#### Collected material
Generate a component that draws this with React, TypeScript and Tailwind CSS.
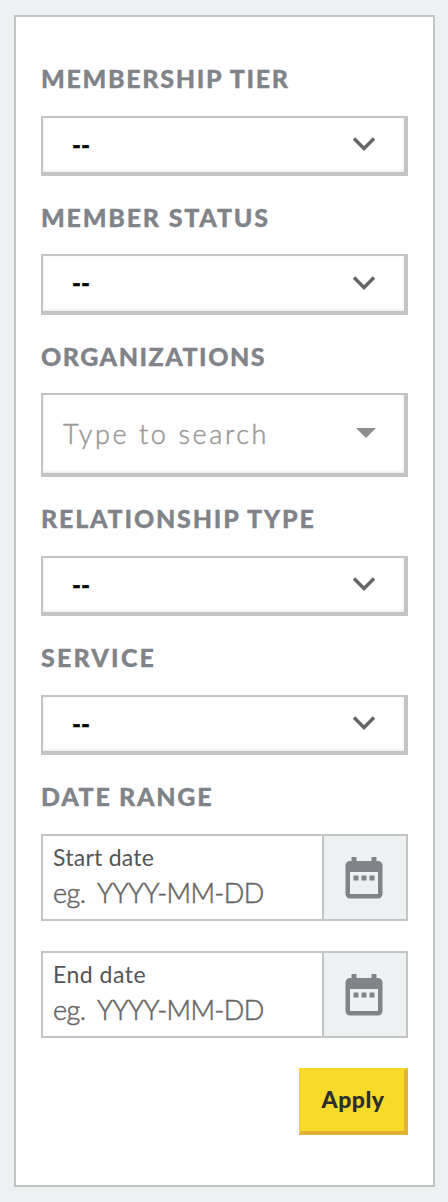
import { useState } from "react"
import type { ReactNode } from "react"

const FILTERS = {
  tier: "Membership Tier",
  status: "Member Status",
  relationship: "Relationship Type",
  service: "Service",
} as const

type FilterKey = keyof typeof FILTERS

function Label({ children, className = "h-[79px] pt-[3px]" }: { children: ReactNode; className?: string }) {
  return (
    <div
      className={`flex items-center whitespace-nowrap font-['Lato'] text-[25px] leading-none font-black uppercase text-[#808388] [-webkit-text-stroke:0.3px_#808388] ${className}`}
    >
      {children}
    </div>
  )
}

function SelectBox({ value, className = "h-[60px]" }: { value: string; className?: string }) {
  return (
    <button
      type="button"
      className={`flex w-full items-center justify-between border-2 border-r-4 border-b-4 border-[#c4c4c4] bg-white pr-[28px] pb-[2px] pl-[29px] shadow-[inset_0_-1px_3px_rgba(0,0,0,0.1)] ${className}`}
    >
      <span className="pt-[1px] font-['Lato'] text-[24px] leading-none font-black text-black [-webkit-text-stroke:0.4px_black]">
        {value}
      </span>
      <svg width="24" height="16" viewBox="0 0 24 16" fill="none" stroke="#666" strokeWidth="3.5">
        <path d="M2 2.500 12 12.500 22 2.500" />
      </svg>
    </button>
  )
}

function CalendarIcon() {
  return (
    <svg width="38" height="42" viewBox="0 0 38 42" fill="#808388">
      <path
        fillRule="evenodd"
        d="M6.500 0h5v4h15V0h5v4H33a4.500 4.500 0 0 1 4.500 4.500V37a4.500 4.500 0 0 1-4.500 4.500H5A4.500 4.500 0 0 1 .5 37V8.500A4.500 4.500 0 0 1 5 4h1.500ZM5 15v22h28V15Z"
      />
      <path d="M8.500 18.500h5v5h-5zM16.500 18.500h5v5h-5zM24.500 18.500h5v5h-5z" />
    </svg>
  )
}

function DateField({ label, labelClass }: { label: string; labelClass: string }) {
  return (
    <div className="flex h-[87px] border-2 border-[#c4c4c4]">
      <div className="flex-1 pt-[8px] pl-[10px] font-['Lato'] whitespace-nowrap">
        <div className={`text-[23px] leading-[26px] text-[#555] ${labelClass}`}>{label}</div>
        <div className="mt-[7px] text-[27px] leading-[32px] font-light tracking-[-0.6px] text-[#666] [-webkit-text-stroke:0.5px_#666] [word-spacing:6px]">
          eg. YYYY-MM-DD
        </div>
      </div>
      <button
        type="button"
        aria-label={`Choose ${label}`}
        className="flex w-[84px] items-center justify-center border-l-2 border-[#c4c4c4] bg-[#edf1f2] pr-[2px]"
      >
        <CalendarIcon />
      </button>
    </div>
  )
}

export default function App() {
  const [values] = useState<Record<FilterKey, string>>({
    tier: "--",
    status: "--",
    relationship: "--",
    service: "--",
  })

  return (
    <div className="h-[1202px] w-[448px] bg-[#edf1f2] pt-[15px] pl-[14px]">
      <div className="h-[1172px] w-[421px] border-2 border-[#c4c4c4] bg-white px-[25px] pt-[20px]">
        <Label className="h-[79px] pt-[3px] tracking-[1.7px]">{FILTERS.tier}</Label>
        <SelectBox value={values.tier} />
        <Label className="h-[78px] pt-[4px] tracking-[1.8px]">{FILTERS.status}</Label>
        <SelectBox value={values.status} className="h-[61px]" />
        <Label className="h-[78px] pt-[4px] tracking-[1.5px]">Organizations</Label>

        <div className="flex h-[84px] items-center justify-between border-2 border-r-4 border-b-4 border-[#c4c4c4] bg-white pr-[28px] pb-[2px] pl-[20px] shadow-[inset_0_-1px_3px_rgba(0,0,0,0.1)]">
          <span className="font-['Lato'] text-[27px] leading-none font-light tracking-[2.6px] text-[#999] [-webkit-text-stroke:0.5px_#999]">
            Type to search
          </span>
          <svg width="20" height="10" viewBox="0 0 20 10" fill="#8d8d8d">
            <path d="M0 0h20L10 10Z" />
          </svg>
        </div>

        <Label className="h-[79px] pt-[3px] tracking-[1.8px]">{FILTERS.relationship}</Label>
        <SelectBox value={values.relationship} />
        <Label className="h-[79px] pt-[3px] tracking-[2.2px]">{FILTERS.service}</Label>
        <SelectBox value={values.service} />
        <Label className="h-[79px] pt-[3px] tracking-[1.7px]">Date Range</Label>

        <div className="flex flex-col gap-[30px]">
          <DateField label="Start date" labelClass="tracking-[0.25px]" />
          <DateField label="End date" labelClass="tracking-[0.5px]" />
        </div>

        <div className="mt-[30px] flex justify-end">
          <button
            type="button"
            className="h-[67px] w-[109px] border-2 border-r-4 border-b-4 border-[#f9d71c] border-r-[#e2b236] border-b-[#e2b236] bg-[#f8da2b] pb-[3px] pl-[1px] font-['Lato'] text-[23px] leading-none font-black tracking-[0.5px] text-[#2d2d2d]"
          >
            Apply
          </button>
        </div>
      </div>
    </div>
  )
}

#### Exercise objective
Leave the images out and output the remaining material exactly as it stands.

#### Written response
Generate a component that draws this with React, TypeScript and Tailwind CSS.
import { useState } from "react"
import type { ReactNode } from "react"

const FILTERS = {
  tier: "Membership Tier",
  status: "Member Status",
  relationship: "Relationship Type",
  service: "Service",
} as const

type FilterKey = keyof typeof FILTERS

function Label({ children, className = "h-[79px] pt-[3px]" }: { children: ReactNode; className?: string }) {
  return (
    <div
      className={`flex items-center whitespace-nowrap font-['Lato'] text-[25px] leading-none font-black uppercase text-[#808388] [-webkit-text-stroke:0.3px_#808388] ${className}`}
    >
      {children}
    </div>
  )
}

function SelectBox({ value, className = "h-[60px]" }: { value: string; className?: string }) {
  return (
    <button
      type="button"
      className={`flex w-full items-center justify-between border-2 border-r-4 border-b-4 border-[#c4c4c4] bg-white pr-[28px] pb-[2px] pl-[29px] shadow-[inset_0_-1px_3px_rgba(0,0,0,0.1)] ${className}`}
    >
      <span className="pt-[1px] font-['Lato'] text-[24px] leading-none font-black text-black [-webkit-text-stroke:0.4px_black]">
        {value}
      </span>
      <svg width="24" height="16" viewBox="0 0 24 16" fill="none" stroke="#666" strokeWidth="3.5">
        <path d="M2 2.500 12 12.500 22 2.500" />
      </svg>
    </button>
  )
}

function CalendarIcon() {
  return (
    <svg width="38" height="42" viewBox="0 0 38 42" fill="#808388">
      <path
        fillRule="evenodd"
        d="M6.500 0h5v4h15V0h5v4H33a4.500 4.500 0 0 1 4.500 4.500V37a4.500 4.500 0 0 1-4.500 4.500H5A4.500 4.500 0 0 1 .5 37V8.500A4.500 4.500 0 0 1 5 4h1.500ZM5 15v22h28V15Z"
      />
      <path d="M8.500 18.500h5v5h-5zM16.500 18.500h5v5h-5zM24.500 18.500h5v5h-5z" />
    </svg>
  )
}

function DateField({ label, labelClass }: { label: string; labelClass: string }) {
  return (
    <div className="flex h-[87px] border-2 border-[#c4c4c4]">
      <div className="flex-1 pt-[8px] pl-[10px] font-['Lato'] whitespace-nowrap">
        <div className={`text-[23px] leading-[26px] text-[#555] ${labelClass}`}>{label}</div>
        <div className="mt-[7px] text-[27px] leading-[32px] font-light tracking-[-0.6px] text-[#666] [-webkit-text-stroke:0.5px_#666] [word-spacing:6px]">
          eg. YYYY-MM-DD
        </div>
      </div>
      <button
        type="button"
        aria-label={`Choose ${label}`}
        className="flex w-[84px] items-center justify-center border-l-2 border-[#c4c4c4] bg-[#edf1f2] pr-[2px]"
      >
        <CalendarIcon />
      </button>
    </div>
  )
}

export default function App() {
  const [values] = useState<Record<FilterKey, string>>({
    tier: "--",
    status: "--",
    relationship: "--",
    service: "--",
  })

  return (
    <div className="h-[1202px] w-[448px] bg-[#edf1f2] pt-[15px] pl-[14px]">
      <div className="h-[1172px] w-[421px] border-2 border-[#c4c4c4] bg-white px-[25px] pt-[20px]">
        <Label className="h-[79px] pt-[3px] tracking-[1.7px]">{FILTERS.tier}</Label>
        <SelectBox value={values.tier} />
        <Label className="h-[78px] pt-[4px] tracking-[1.8px]">{FILTERS.status}</Label>
        <SelectBox value={values.status} className="h-[61px]" />
        <Label className="h-[78px] pt-[4px] tracking-[1.5px]">Organizations</Label>

        <div className="flex h-[84px] items-center justify-between border-2 border-r-4 border-b-4 border-[#c4c4c4] bg-white pr-[28px] pb-[2px] pl-[20px] shadow-[inset_0_-1px_3px_rgba(0,0,0,0.1)]">
          <span className="font-['Lato'] text-[27px] leading-none font-light tracking-[2.6px] text-[#999] [-webkit-text-stroke:0.5px_#999]">
            Type to search
          </span>
          <svg width="20" height="10" viewBox="0 0 20 10" fill="#8d8d8d">
            <path d="M0 0h20L10 10Z" />
          </svg>
        </div>

        <Label className="h-[79px] pt-[3px] tracking-[1.8px]">{FILTERS.relationship}</Label>
        <SelectBox value={values.relationship} />
        <Label className="h-[79px] pt-[3px] tracking-[2.2px]">{FILTERS.service}</Label>
        <SelectBox value={values.service} />
        <Label className="h-[79px] pt-[3px] tracking-[1.7px]">Date Range</Label>

        <div className="flex flex-col gap-[30px]">
          <DateField label="Start date" labelClass="tracking-[0.25px]" />
          <DateField label="End date" labelClass="tracking-[0.5px]" />
        </div>

        <div className="mt-[30px] flex justify-end">
          <button
            type="button"
            className="h-[67px] w-[109px] border-2 border-r-4 border-b-4 border-[#f9d71c] border-r-[#e2b236] border-b-[#e2b236] bg-[#f8da2b] pb-[3px] pl-[1px] font-['Lato'] text-[23px] leading-none font-black tracking-[0.5px] text-[#2d2d2d]"
          >
            Apply
          </button>
        </div>
      </div>
    </div>
  )
}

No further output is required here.